--- START ---

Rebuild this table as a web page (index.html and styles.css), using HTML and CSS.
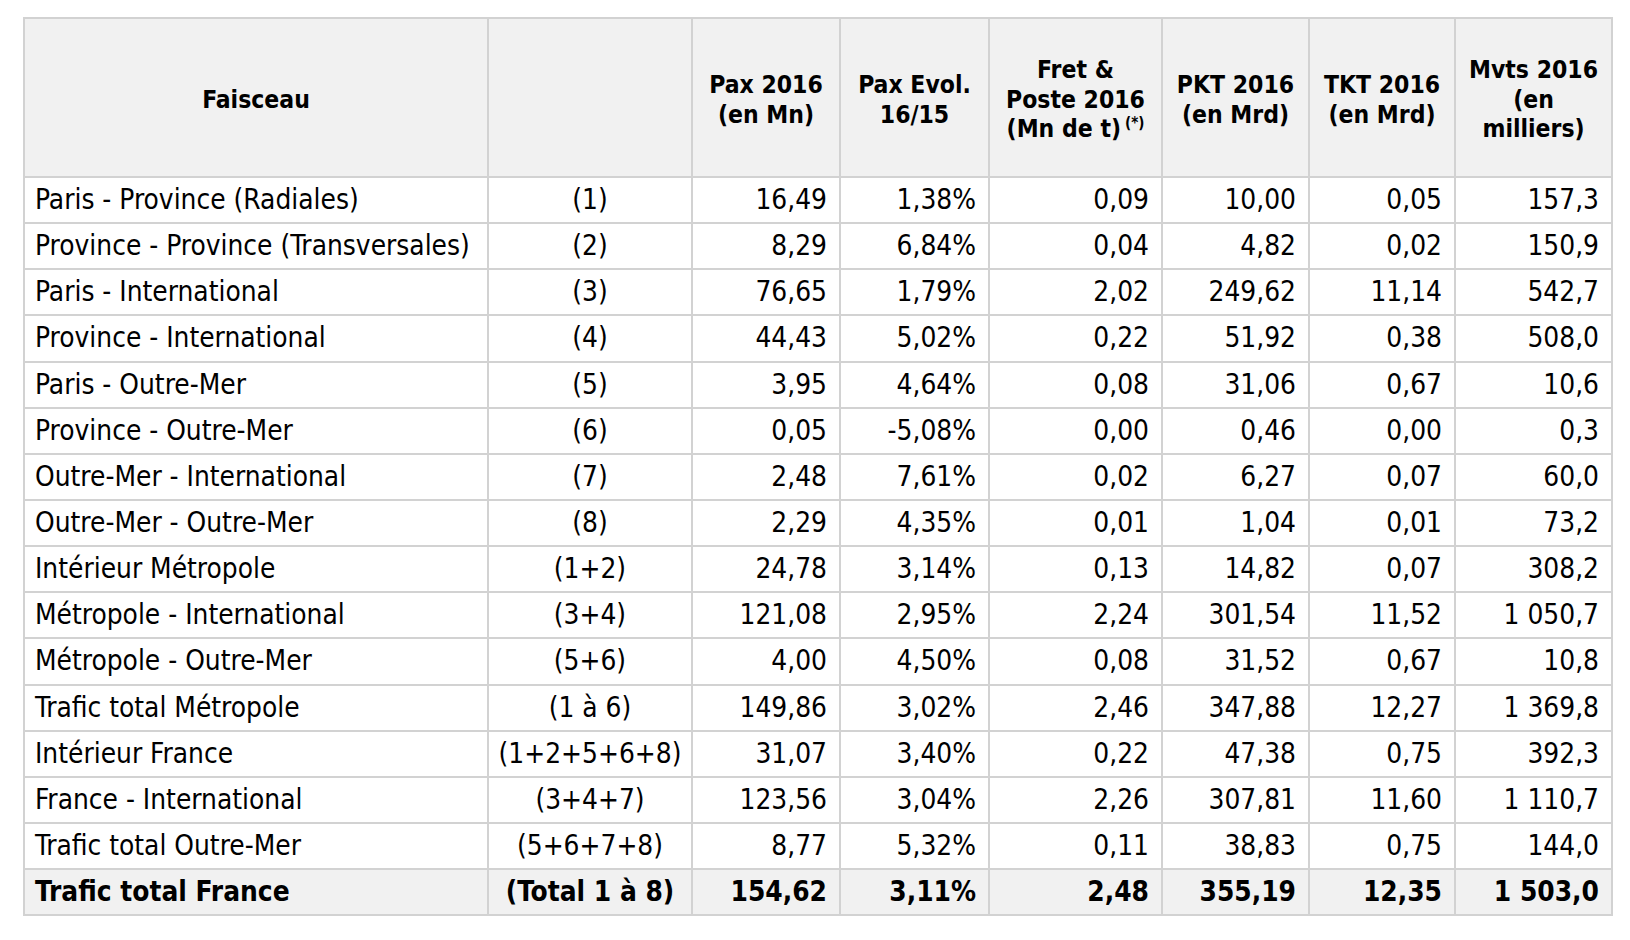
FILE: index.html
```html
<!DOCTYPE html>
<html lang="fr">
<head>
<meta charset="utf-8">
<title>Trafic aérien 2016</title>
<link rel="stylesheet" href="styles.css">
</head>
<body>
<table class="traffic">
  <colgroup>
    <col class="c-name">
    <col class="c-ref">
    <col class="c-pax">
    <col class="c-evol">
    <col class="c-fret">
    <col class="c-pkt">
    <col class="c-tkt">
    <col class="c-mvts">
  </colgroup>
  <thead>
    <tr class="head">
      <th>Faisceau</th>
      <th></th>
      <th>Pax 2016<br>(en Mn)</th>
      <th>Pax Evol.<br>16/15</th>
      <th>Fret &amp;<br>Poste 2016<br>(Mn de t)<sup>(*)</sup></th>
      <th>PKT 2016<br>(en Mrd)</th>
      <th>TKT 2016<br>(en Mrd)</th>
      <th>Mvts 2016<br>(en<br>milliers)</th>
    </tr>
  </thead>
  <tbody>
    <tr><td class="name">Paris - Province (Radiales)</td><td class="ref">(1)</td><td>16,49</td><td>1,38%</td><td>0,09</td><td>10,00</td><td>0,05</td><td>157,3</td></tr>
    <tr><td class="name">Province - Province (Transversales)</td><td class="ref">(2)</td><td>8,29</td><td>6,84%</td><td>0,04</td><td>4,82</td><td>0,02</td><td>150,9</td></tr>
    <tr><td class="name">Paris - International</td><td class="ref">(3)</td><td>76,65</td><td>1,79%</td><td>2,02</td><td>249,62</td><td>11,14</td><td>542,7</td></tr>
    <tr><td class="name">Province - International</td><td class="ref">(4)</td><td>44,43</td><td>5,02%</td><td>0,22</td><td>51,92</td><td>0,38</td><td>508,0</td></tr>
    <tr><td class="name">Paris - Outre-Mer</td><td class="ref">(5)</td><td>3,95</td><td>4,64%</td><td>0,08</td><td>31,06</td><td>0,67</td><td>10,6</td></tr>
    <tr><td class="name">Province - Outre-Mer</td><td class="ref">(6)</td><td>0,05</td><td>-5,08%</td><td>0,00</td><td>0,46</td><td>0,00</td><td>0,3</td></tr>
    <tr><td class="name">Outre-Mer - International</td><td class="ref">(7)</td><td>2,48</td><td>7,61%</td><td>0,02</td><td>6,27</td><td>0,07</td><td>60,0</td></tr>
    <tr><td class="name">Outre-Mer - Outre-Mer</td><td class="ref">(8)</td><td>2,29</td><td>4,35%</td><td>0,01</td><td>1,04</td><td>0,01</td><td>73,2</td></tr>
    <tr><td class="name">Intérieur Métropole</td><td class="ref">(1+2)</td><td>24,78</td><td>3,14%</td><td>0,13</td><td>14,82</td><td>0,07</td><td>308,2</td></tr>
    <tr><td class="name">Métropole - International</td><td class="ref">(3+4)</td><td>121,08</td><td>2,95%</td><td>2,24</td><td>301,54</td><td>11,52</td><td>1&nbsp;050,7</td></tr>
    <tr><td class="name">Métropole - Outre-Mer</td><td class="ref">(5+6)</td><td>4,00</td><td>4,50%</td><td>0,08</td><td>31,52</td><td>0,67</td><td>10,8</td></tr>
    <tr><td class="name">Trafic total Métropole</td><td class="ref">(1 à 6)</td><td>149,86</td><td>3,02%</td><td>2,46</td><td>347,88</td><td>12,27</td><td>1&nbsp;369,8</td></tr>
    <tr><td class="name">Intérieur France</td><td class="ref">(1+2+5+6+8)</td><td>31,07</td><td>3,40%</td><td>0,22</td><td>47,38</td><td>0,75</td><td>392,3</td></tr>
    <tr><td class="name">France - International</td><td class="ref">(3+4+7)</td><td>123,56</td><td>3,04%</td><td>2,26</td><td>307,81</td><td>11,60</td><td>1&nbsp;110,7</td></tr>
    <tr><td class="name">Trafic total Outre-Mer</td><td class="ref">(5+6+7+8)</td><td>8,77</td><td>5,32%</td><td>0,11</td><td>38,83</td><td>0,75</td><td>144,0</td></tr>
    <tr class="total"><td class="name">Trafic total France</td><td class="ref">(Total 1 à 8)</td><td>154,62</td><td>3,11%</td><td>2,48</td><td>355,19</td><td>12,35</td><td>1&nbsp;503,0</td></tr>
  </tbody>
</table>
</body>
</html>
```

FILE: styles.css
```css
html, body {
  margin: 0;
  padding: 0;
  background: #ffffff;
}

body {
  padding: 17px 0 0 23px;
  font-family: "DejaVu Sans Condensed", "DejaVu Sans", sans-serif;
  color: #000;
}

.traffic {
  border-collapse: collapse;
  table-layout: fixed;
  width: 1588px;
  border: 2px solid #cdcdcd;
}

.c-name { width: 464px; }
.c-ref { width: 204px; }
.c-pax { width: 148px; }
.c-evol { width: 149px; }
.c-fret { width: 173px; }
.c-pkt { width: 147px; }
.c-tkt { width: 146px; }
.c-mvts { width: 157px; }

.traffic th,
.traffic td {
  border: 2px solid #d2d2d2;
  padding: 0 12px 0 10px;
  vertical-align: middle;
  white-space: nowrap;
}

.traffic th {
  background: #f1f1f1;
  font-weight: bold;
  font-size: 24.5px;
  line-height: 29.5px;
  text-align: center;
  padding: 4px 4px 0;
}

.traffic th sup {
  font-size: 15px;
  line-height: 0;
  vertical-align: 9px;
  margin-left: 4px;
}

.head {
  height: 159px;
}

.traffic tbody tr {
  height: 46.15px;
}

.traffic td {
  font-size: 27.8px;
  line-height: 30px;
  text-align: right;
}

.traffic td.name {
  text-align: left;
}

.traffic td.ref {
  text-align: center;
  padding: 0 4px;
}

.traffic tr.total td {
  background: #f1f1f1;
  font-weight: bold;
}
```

--- END ---
--- START ---

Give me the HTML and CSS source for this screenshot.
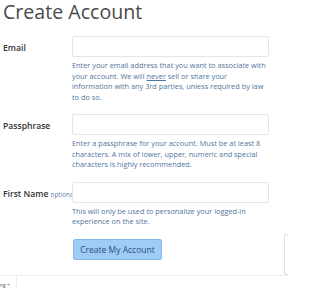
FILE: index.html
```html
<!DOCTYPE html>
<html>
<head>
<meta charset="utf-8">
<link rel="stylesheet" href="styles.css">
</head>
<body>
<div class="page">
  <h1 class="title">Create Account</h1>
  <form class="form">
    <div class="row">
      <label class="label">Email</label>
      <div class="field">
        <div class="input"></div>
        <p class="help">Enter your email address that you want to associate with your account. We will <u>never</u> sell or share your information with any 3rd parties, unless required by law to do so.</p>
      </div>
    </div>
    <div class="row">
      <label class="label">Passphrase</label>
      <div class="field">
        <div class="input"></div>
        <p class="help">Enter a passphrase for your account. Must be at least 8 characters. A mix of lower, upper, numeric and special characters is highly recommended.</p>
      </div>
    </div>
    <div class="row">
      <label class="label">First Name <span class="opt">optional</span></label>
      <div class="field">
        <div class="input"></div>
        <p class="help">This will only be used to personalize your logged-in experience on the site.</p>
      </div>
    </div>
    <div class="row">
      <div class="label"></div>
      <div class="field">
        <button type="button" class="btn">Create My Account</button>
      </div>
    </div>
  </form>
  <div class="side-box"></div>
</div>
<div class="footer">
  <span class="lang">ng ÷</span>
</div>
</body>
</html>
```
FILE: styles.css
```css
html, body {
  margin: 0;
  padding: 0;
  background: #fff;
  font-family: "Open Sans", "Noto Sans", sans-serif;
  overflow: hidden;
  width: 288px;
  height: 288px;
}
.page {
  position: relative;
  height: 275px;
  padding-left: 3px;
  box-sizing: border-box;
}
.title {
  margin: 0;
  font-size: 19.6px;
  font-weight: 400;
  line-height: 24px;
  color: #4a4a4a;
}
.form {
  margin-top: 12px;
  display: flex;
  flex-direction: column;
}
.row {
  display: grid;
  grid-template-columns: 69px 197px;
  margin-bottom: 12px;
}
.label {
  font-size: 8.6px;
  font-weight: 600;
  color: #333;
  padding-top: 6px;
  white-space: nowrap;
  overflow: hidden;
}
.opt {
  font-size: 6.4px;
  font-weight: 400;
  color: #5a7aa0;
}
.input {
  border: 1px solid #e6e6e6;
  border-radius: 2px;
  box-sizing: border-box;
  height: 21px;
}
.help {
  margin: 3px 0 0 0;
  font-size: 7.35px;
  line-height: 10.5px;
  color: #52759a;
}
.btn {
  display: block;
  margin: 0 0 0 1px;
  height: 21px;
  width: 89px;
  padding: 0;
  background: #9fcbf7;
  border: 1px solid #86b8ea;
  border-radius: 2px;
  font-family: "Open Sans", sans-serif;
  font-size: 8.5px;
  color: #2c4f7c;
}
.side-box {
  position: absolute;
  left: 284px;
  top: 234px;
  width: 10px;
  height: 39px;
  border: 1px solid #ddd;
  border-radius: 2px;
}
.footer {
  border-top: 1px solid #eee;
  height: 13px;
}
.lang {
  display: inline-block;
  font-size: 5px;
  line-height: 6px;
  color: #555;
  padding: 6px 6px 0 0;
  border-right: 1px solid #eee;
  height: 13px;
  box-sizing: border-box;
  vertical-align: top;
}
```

--- END ---

**EXERCISE PROMPT:** Tally up the lines holding the word "page" in the data above, and answer with that figure only.

**TASK OUTPUT:** 3